## Task goal
Select, from the material below, each line with "that" in it.
******
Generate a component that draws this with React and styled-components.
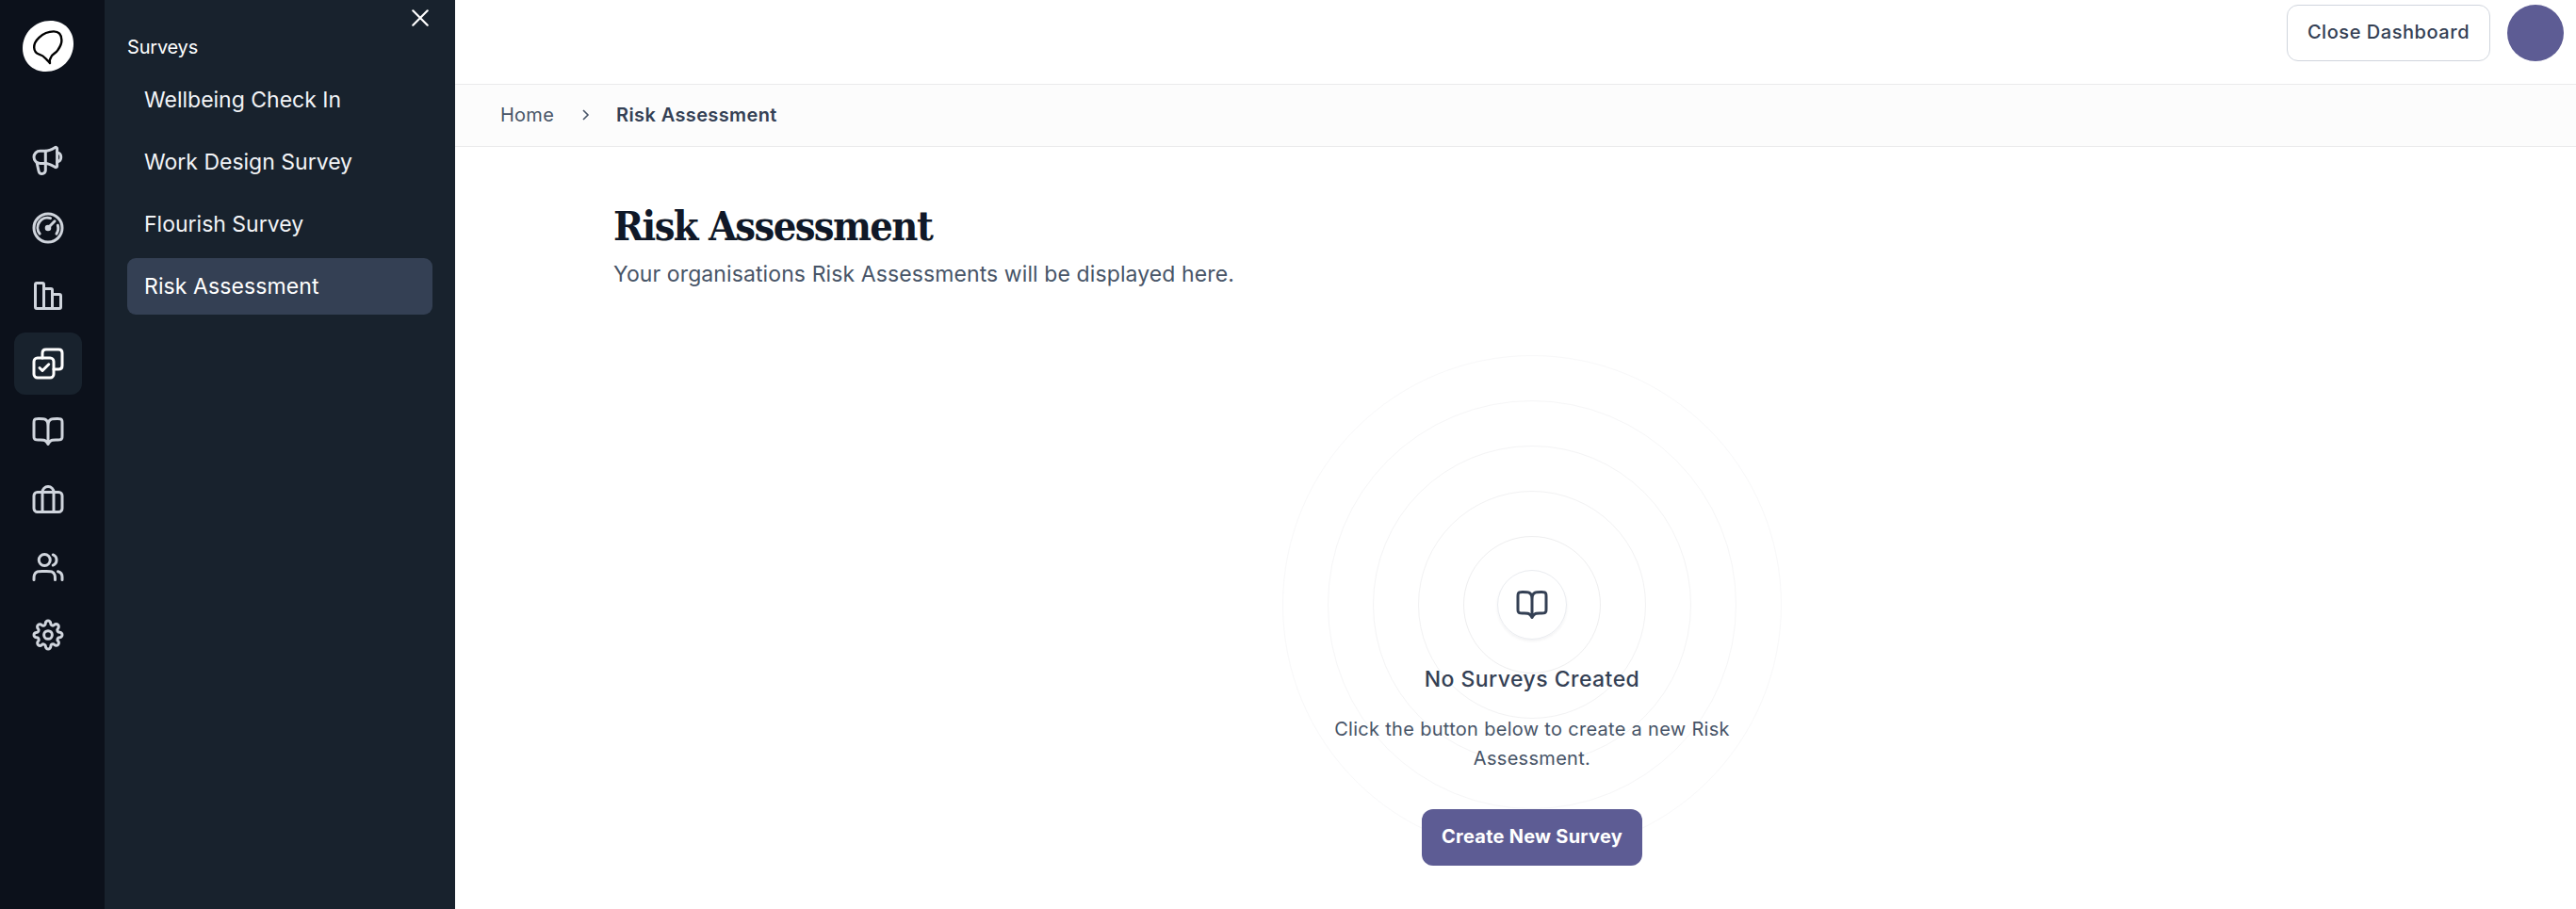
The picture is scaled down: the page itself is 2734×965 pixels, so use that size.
import React from 'react';
import styled, { createGlobalStyle } from 'styled-components';

const GlobalStyle = createGlobalStyle`
  * {
    box-sizing: border-box;
  }
  body {
    margin: 0;
    background: #ffffff;
    font-family: 'Inter', 'Liberation Sans', sans-serif;
  }
  button {
    font-family: inherit;
    cursor: pointer;
  }
`;

const Layout = styled.div`
  display: flex;
  height: 965px;
  overflow: hidden;
`;

const Rail = styled.nav`
  width: 111px;
  flex-shrink: 0;
  padding: 22px 0 0 15px;
  background: #0c111b;
`;

const LogoLink = styled.a`
  display: block;
  width: 54px;
  height: 54px;
  margin: 0 0 61px 9px;
`;

const RailList = styled.div`
  display: flex;
  flex-direction: column;
  gap: 6px;
`;

const RailItem = styled.a`
  display: flex;
  align-items: center;
  justify-content: center;
  width: 72px;
  height: 66px;
  border-radius: 12px;
  color: ${({ $active }) => ($active ? '#ffffff' : '#d0d5dd')};
  background: ${({ $active }) => ($active ? '#18222d' : 'transparent')};
`;

const Panel = styled.aside`
  display: flex;
  flex-direction: column;
  width: 372px;
  flex-shrink: 0;
  padding: 7px 24px 0;
  background: #18222d;
`;

const CloseButton = styled.button`
  align-self: flex-end;
  display: flex;
  align-items: center;
  justify-content: center;
  width: 26px;
  height: 24px;
  padding: 0;
  border: none;
  background: none;
  color: #ffffff;
`;

const PanelTitle = styled.p`
  margin: 4px 0 11px;
  color: #ffffff;
  font-size: 20px;
  font-weight: 400;
  line-height: 30px;
  letter-spacing: -0.2px;
`;

const PanelList = styled.div`
  display: flex;
  flex-direction: column;
  gap: 6px;
`;

const PanelItem = styled.a`
  display: flex;
  align-items: center;
  height: 60px;
  padding-left: 18px;
  border-radius: 9px;
  color: ${({ $active }) => ($active ? '#ffffff' : '#f2f4f7')};
  background: ${({ $active }) => ($active ? '#344054' : 'transparent')};
  font-size: 23px;
  letter-spacing: ${({ $active }) => ($active ? '0.1px' : '0')};
`;

const Main = styled.main`
  flex: 1;
  min-width: 0;
`;

const TopBar = styled.header`
  display: flex;
  justify-content: flex-end;
  gap: 18px;
  height: 89px;
  padding: 5px 13px 0 0;
`;

const OutlineButton = styled.button`
  width: 216px;
  height: 60px;
  padding: 0 0 3px;
  border: 1px solid #d0d5dd;
  border-radius: 12px;
  background: #ffffff;
  color: #344054;
  font-size: 20px;
  font-weight: 550;
  letter-spacing: 0.55px;
`;

const Avatar = styled.div`
  width: 60px;
  height: 60px;
  border-radius: 50%;
  background: #5d5c94;
`;

const Breadcrumbs = styled.div`
  display: flex;
  align-items: center;
  height: 67px;
  padding: 0 0 1px 48px;
  border-top: 1px solid #eaeaec;
  border-bottom: 1px solid #eaeaec;
  background: #fcfcfc;
  font-size: 20px;
`;

const Crumb = styled.span`
  color: ${({ $current }) => ($current ? '#344054' : '#475467')};
  font-weight: ${({ $current }) => ($current ? 600 : 400)};
  letter-spacing: ${({ $current }) => ($current ? '0.38px' : '0.25px')};
`;

const Chevron = styled.svg`
  width: 24px;
  height: 24px;
  margin: 0 20px 0 22px;
  color: #475467;
`;

const Content = styled.section`
  padding: 56px 133px 0 168px;
`;

const Title = styled.h1`
  margin: 0 0 5px;
  color: #101828;
  font-family: 'DejaVu Serif Condensed', 'DejaVu Serif', serif;
  font-size: 43px;
  font-weight: 700;
  line-height: 56px;
  letter-spacing: -1.6px;
`;

const Subtitle = styled.p`
  margin: 0;
  color: #475467;
  font-size: 23px;
  font-weight: 400;
  line-height: 36px;
  letter-spacing: 0.1px;
`;

const EmptyState = styled.div`
  display: flex;
  flex-direction: column;
  align-items: center;
  margin-top: 296px;
`;

const Badge = styled.div`
  position: relative;
  display: flex;
  align-items: center;
  justify-content: center;
  width: 74px;
  height: 74px;
  border: 1px solid #eaecf0;
  border-radius: 50%;
  color: #344054;
  box-shadow: 0 2px 3px rgba(16, 24, 40, 0.05);
`;

/* Concentric rings drawn behind the text, fading outwards */
const Ring = styled.div`
  position: absolute;
  top: 50%;
  left: 50%;
  z-index: -1;
  width: ${({ $size }) => $size}px;
  height: ${({ $size }) => $size}px;
  border: 1px solid ${({ $color }) => $color};
  border-radius: 50%;
  transform: translate(-50%, -50%);
`;

const EmptyTitle = styled.h2`
  margin: 24px 0 20px;
  color: #344054;
  font-size: 23px;
  font-weight: 550;
  line-height: 36px;
  letter-spacing: 0.45px;
`;

const EmptyText = styled.p`
  width: 480px;
  margin: 0 0 38px;
  color: #475467;
  font-size: 20px;
  line-height: 31px;
  letter-spacing: 0.3px;
  text-align: center;
`;

const PrimaryButton = styled.button`
  width: 234px;
  height: 60px;
  padding: 0 0 3px;
  border: none;
  border-radius: 12px;
  background: #5d5c94;
  color: #ffffff;
  font-size: 20px;
  font-weight: 700;
  letter-spacing: 0.25px;
`;

const IconSvg = styled.svg`
  width: 36px;
  height: 36px;
  fill: none;
  stroke: currentColor;
  stroke-width: 2;
  stroke-linecap: round;
  stroke-linejoin: round;
`;

const Icon = ({ children }) => (
  <IconSvg viewBox='0 0 24 24'>{children}</IconSvg>
);

const Logo = () => (
  <svg width='54' height='54' viewBox='0 0 54 54' fill='none'>
    <path
      d='M29.5 0C44 0 54 10 54 24.5C54 41 41 54 24.5 54C10 54 0 43.5 0 29C0 13 13 0 29.5 0Z'
      fill='#ffffff'
    />
    <path
      d='M29 45C28.2 42.5 29.3 40 30.5 38C31.8 35.3 35.5 34.2 37.6 30.8C39.8 27.6 41.6 24.5 41.4 20.5C41.2 14.5 38.5 11.4 33 11.4C27 11.4 21.5 14 17.5 17.8C13.5 21.5 12 24.5 12.2 28.5C12.4 32.5 14 34.5 17.5 35.6C22 36.8 23.5 39 25.5 41.2C26.7 42.6 27.8 43.3 29 45Z'
      stroke='#000000'
      strokeWidth='2.4'
      strokeLinejoin='round'
    />
  </svg>
);

const MegaphoneIcon = () => (
  <Icon>
    <path d='M10.2 5.5H6.4a4.4 4.4 0 0 0 0 8.8h3.8z' />
    <path d='M10.2 5.5c2.6 0 4.8-1.3 6.7-2.4.7-.4 1.5-.1 1.5.8v12.2c0 .9-.8 1.2-1.5.8-1.9-1.1-4.1-2.6-6.7-2.6' />
    <path d='M4.1 13.9l1.3 5.9a2.3 2.3 0 0 0 2.4 1.8 2.4 2.4 0 0 0 2.4-2.4v-4.9M18.4 6.4a3.6 3.6 0 0 1 0 7' />
  </Icon>
);

const GaugeIcon = () => (
  <Icon>
    <circle cx='12' cy='12' r='10' />
    <path d='M6.1 16.1A7 7 0 0 1 13.7 5.1M18.9 10.2a7 7 0 0 1-.9 5.9M12 12l4.7-4.8' />
    <circle cx='12' cy='12' r='1.2' fill='currentColor' />
  </Icon>
);

const BarsIcon = () => (
  <Icon>
    <path d='M9 21V4c0-.6-.4-1-1-1H4c-.6 0-1 .4-1 1v16c0 .6.4 1 1 1h16c.6 0 1-.4 1-1v-8c0-.6-.4-1-1-1h-5M9 7h5c.6 0 1 .4 1 1v13' />
  </Icon>
);

const CheckDoneIcon = () => (
  <Icon>
    <path d='M6 15l2 2 4.5-4.5M8 8V4.5C8 3 9 2 10.5 2h9C21 2 22 3 22 4.5v9c0 1.5-1 2.5-2.5 2.5H16' />
    <rect x='2' y='8' width='14' height='14' rx='2.5' />
  </Icon>
);

const BookIcon = () => (
  <Icon>
    <path d='M12 21l-.1-.15c-.69-1.04-1.04-1.56-1.5-1.94a4 4 0 0 0-1.38-.74C8.45 18 7.83 18 6.57 18H5.2c-1.12 0-1.68 0-2.11-.22a2 2 0 0 1-.87-.87C2 16.48 2 15.92 2 14.8V6.2c0-1.12 0-1.68.22-2.11a2 2 0 0 1 .87-.87C3.52 3 4.08 3 5.2 3h.4c2.24 0 3.36 0 4.22.44a4 4 0 0 1 1.74 1.74C12 6.04 12 7.16 12 9.4M12 21V9.4M12 21l.1-.15c.69-1.04 1.04-1.56 1.5-1.94a4 4 0 0 1 1.38-.74C15.55 18 16.17 18 17.43 18h1.37c1.12 0 1.68 0 2.11-.22a2 2 0 0 0 .87-.87c.22-.43.22-.99.22-2.11V6.2c0-1.12 0-1.68-.22-2.11a2 2 0 0 0-.87-.87C20.48 3 19.92 3 18.8 3h-.4c-2.24 0-3.36 0-4.22.44a4 4 0 0 0-1.74 1.74C12 6.04 12 7.16 12 9.4' />
  </Icon>
);

const LuggageIcon = () => (
  <Icon>
    <rect x='2' y='7' width='20' height='14' rx='2.5' />
    <path d='M8 21V7a4 4 0 0 1 4-4 4 4 0 0 1 4 4v14' />
  </Icon>
);

const UsersIcon = () => (
  <Icon>
    <path d='M22 21V19C22 17.136 20.725 15.57 19 15.126M15.5 3.291C16.966 3.884 18 5.321 18 7C18 8.679 16.966 10.116 15.5 10.709M17 21C17 19.136 17 18.204 16.696 17.469A4 4 0 0 0 14.531 15.305C13.796 15 12.864 15 11 15H8C6.136 15 5.204 15 4.469 15.305A4 4 0 0 0 2.304 17.469C2 18.204 2 19.136 2 21' />
    <circle cx='9.5' cy='7' r='4' />
  </Icon>
);

const SettingsIcon = () => (
  <Icon>
    <g transform='translate(12 12) scale(0.909) translate(-12 -12)' strokeWidth='2.2'>
      <circle cx='12' cy='12' r='3.2' />
      <path d='M19.4 15a1.65 1.65 0 0 0 .33 1.82l.06.06a2 2 0 0 1 0 2.83 2 2 0 0 1-2.83 0l-.06-.06a1.65 1.65 0 0 0-1.82-.33 1.65 1.65 0 0 0-1 1.51V21a2 2 0 0 1-2 2 2 2 0 0 1-2-2v-.09A1.65 1.65 0 0 0 9 19.4a1.65 1.65 0 0 0-1.82.33l-.06.06a2 2 0 0 1-2.83 0 2 2 0 0 1 0-2.83l.06-.06a1.65 1.65 0 0 0 .33-1.82 1.65 1.65 0 0 0-1.51-1H3a2 2 0 0 1-2-2 2 2 0 0 1 2-2h.09A1.65 1.65 0 0 0 4.6 9a1.65 1.65 0 0 0-.33-1.82l-.06-.06a2 2 0 0 1 0-2.83 2 2 0 0 1 2.83 0l.06.06a1.65 1.65 0 0 0 1.82.33H9a1.65 1.65 0 0 0 1-1.51V3a2 2 0 0 1 2-2 2 2 0 0 1 2 2v.09a1.65 1.65 0 0 0 1 1.51 1.65 1.65 0 0 0 1.82-.33l.06-.06a2 2 0 0 1 2.83 0 2 2 0 0 1 0 2.83l-.06.06a1.65 1.65 0 0 0-.33 1.82V9a1.65 1.65 0 0 0 1.51 1H21a2 2 0 0 1 2 2 2 2 0 0 1-2 2h-.09a1.65 1.65 0 0 0-1.51 1z' />
    </g>
  </Icon>
);

const railItems = [
  { id: 'announcements', icon: <MegaphoneIcon /> },
  { id: 'dashboard', icon: <GaugeIcon /> },
  { id: 'reports', icon: <BarsIcon /> },
  { id: 'surveys', icon: <CheckDoneIcon /> },
  { id: 'library', icon: <BookIcon /> },
  { id: 'toolkit', icon: <LuggageIcon /> },
  { id: 'people', icon: <UsersIcon /> },
  { id: 'settings', icon: <SettingsIcon /> },
];

const surveys = ['Wellbeing Check In', 'Work Design Survey', 'Flourish Survey', 'Risk Assessment'];

const rings = [
  { size: 146, color: '#eeeeef' },
  { size: 242, color: '#f2f2f3' },
  { size: 338, color: '#f4f4f5' },
  { size: 434, color: '#f6f6f7' },
  { size: 530, color: '#f8f8f9' },
];

const App = () => {
  return (
    <Layout>
      <GlobalStyle />
      <Rail>
        <LogoLink>
          <Logo />
        </LogoLink>
        <RailList>
          {railItems.map(({ id, icon }) => (
            <RailItem key={id} $active={id === 'surveys'}>
              {icon}
            </RailItem>
          ))}
        </RailList>
      </Rail>
      <Panel>
        <CloseButton>
          <svg width='18' height='18' viewBox='0 0 18 18' fill='none' stroke='currentColor' strokeWidth='2.2' strokeLinecap='round'>
            <path d='M1.3 1.3l15.4 15.4M16.7 1.3L1.3 16.7' />
          </svg>
        </CloseButton>
        <PanelTitle>Surveys</PanelTitle>
        <PanelList>
          {surveys.map((name) => (
            <PanelItem key={name} $active={name === 'Risk Assessment'}>
              {name}
            </PanelItem>
          ))}
        </PanelList>
      </Panel>
      <Main>
        <TopBar>
          <OutlineButton>Close Dashboard</OutlineButton>
          <Avatar />
        </TopBar>
        <Breadcrumbs>
          <Crumb>Home</Crumb>
          <Chevron viewBox='0 0 24 24' fill='none' stroke='currentColor' strokeWidth='1.6'>
            <path d='M9 7l5 5-5 5' />
          </Chevron>
          <Crumb $current>Risk Assessment</Crumb>
        </Breadcrumbs>
        <Content>
          <Title>Risk Assessment</Title>
          <Subtitle>Your organisations Risk Assessments will be displayed here.</Subtitle>
          <EmptyState>
            <Badge>
              {rings.map(({ size, color }) => (
                <Ring key={size} $size={size} $color={color} />
              ))}
              <BookIcon />
            </Badge>
            <EmptyTitle>No Surveys Created</EmptyTitle>
            <EmptyText>
              Click the button below to create a new Risk
              <br />
              Assessment.
            </EmptyText>
            <PrimaryButton>Create New Survey</PrimaryButton>
          </EmptyState>
        </Content>
      </Main>
    </Layout>
  );
};

export default App;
******
## Solution to this exercise
Generate a component that draws this with React and styled-components.
The picture is scaled down: the page itself is 2734×965 pixels, so use that size.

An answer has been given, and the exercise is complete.